Which of these is more useful?

Being more provocative, try putting the functions in a capsule:

[0] foo
[1] 1 2{
[2]     ⍺+⍵
[3] }{
[4]     ⍺ ⍺⍺.⍵⍵ ⍵
[5] }{
[6]     ⍺×⍵
[7] }3 4

and repeatedly trace until [6]:

      )SI
#.foo[6]*
.
#.foo[4]
#.foo[1]

Compare this with the following:

[0] goo
[1] add←{
[2]     ⍺+⍵
[3] }
[4] inner←{
[5]     ⍺ ⍺⍺.⍵⍵ ⍵
[6] }
[7] times←{
[8]     ⍺×⍵
[9] }
[10] 1 2 add inner times 3 4
      )SI
#.times[1]*
.
#.inner[1]
#.goo[10]

In my view, the latter is much more communicative in a debugging environment.

Going back to the version 0 discussion: We didn’t have dfns or dops, so everything was traditional. The discussion was centred around:

∇r←a add b
[1] r←a+b
∇

∇r←a times b
[1] r←a×b
∇

∇ r←a (f inner g) b
[1] r←a f.g b
∇

Now trace this:

      1 2 add inner times 3 4

until at times[1]

The key question at the time was whether )SI should show this:

      )SI
#.times[1]*
.
#.inner[1]

or this:

      )SI
#.g[1]*
.
#.inner[1]

We choose the first of these options as more informative.
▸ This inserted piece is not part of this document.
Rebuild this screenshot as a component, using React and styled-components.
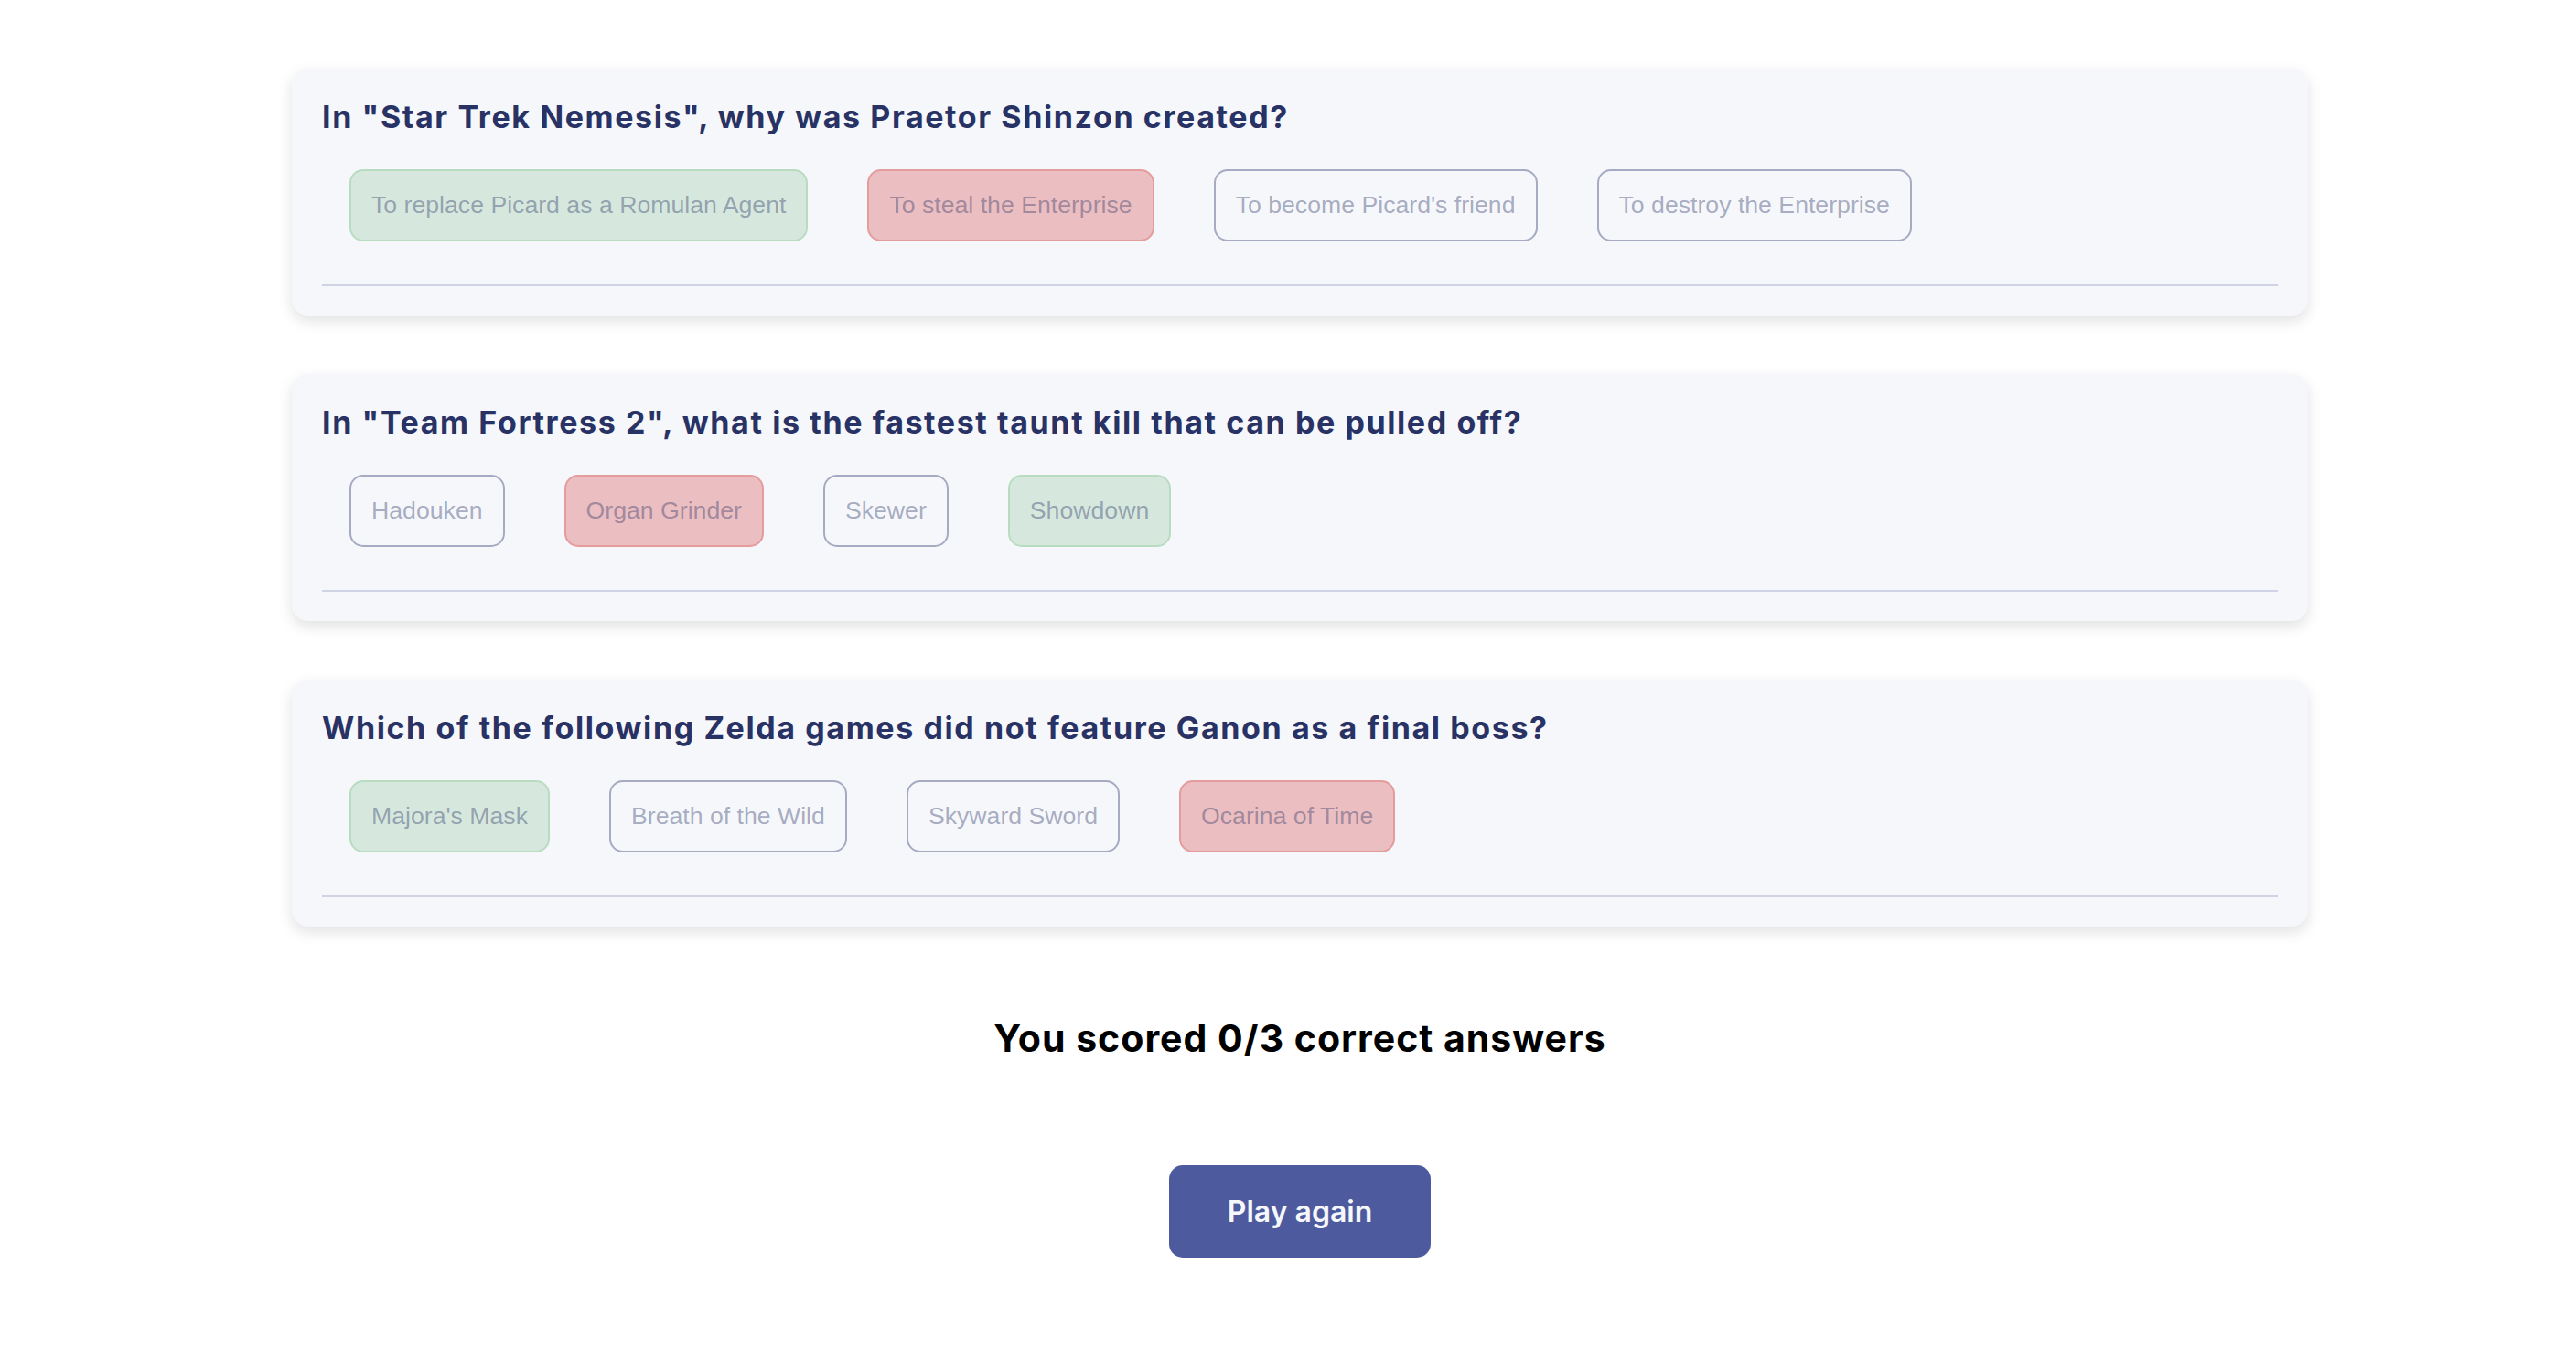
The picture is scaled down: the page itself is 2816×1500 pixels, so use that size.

So naming things is good and using those names when reporting state information is also good. When the issue was disputed, David Crossley (who was managing the development of Dyalog) resolved it using the argument about the )SI output.

These days it might not be so obvious. In those days we were essentially thinking in terms of a scrolling paper terminal. It pre-dates the full screen experience that even the tty version gives you. We had to wait for Adam Curtis to join the team before we got that. With the context display whilst tracing there is a stronger argument that the eyes using the debugging information do not need the names. Whilst I admit to the weakening I don’t think it actually changes the balance of the case.

We use a lot of C macros in the interpreter. On Linux, gdb gives us access to those macros when we debug the C code – lldb on MAC, dbx on AIX and Visual Studio on Windows all do not have that information and are, therefore, far less helpful.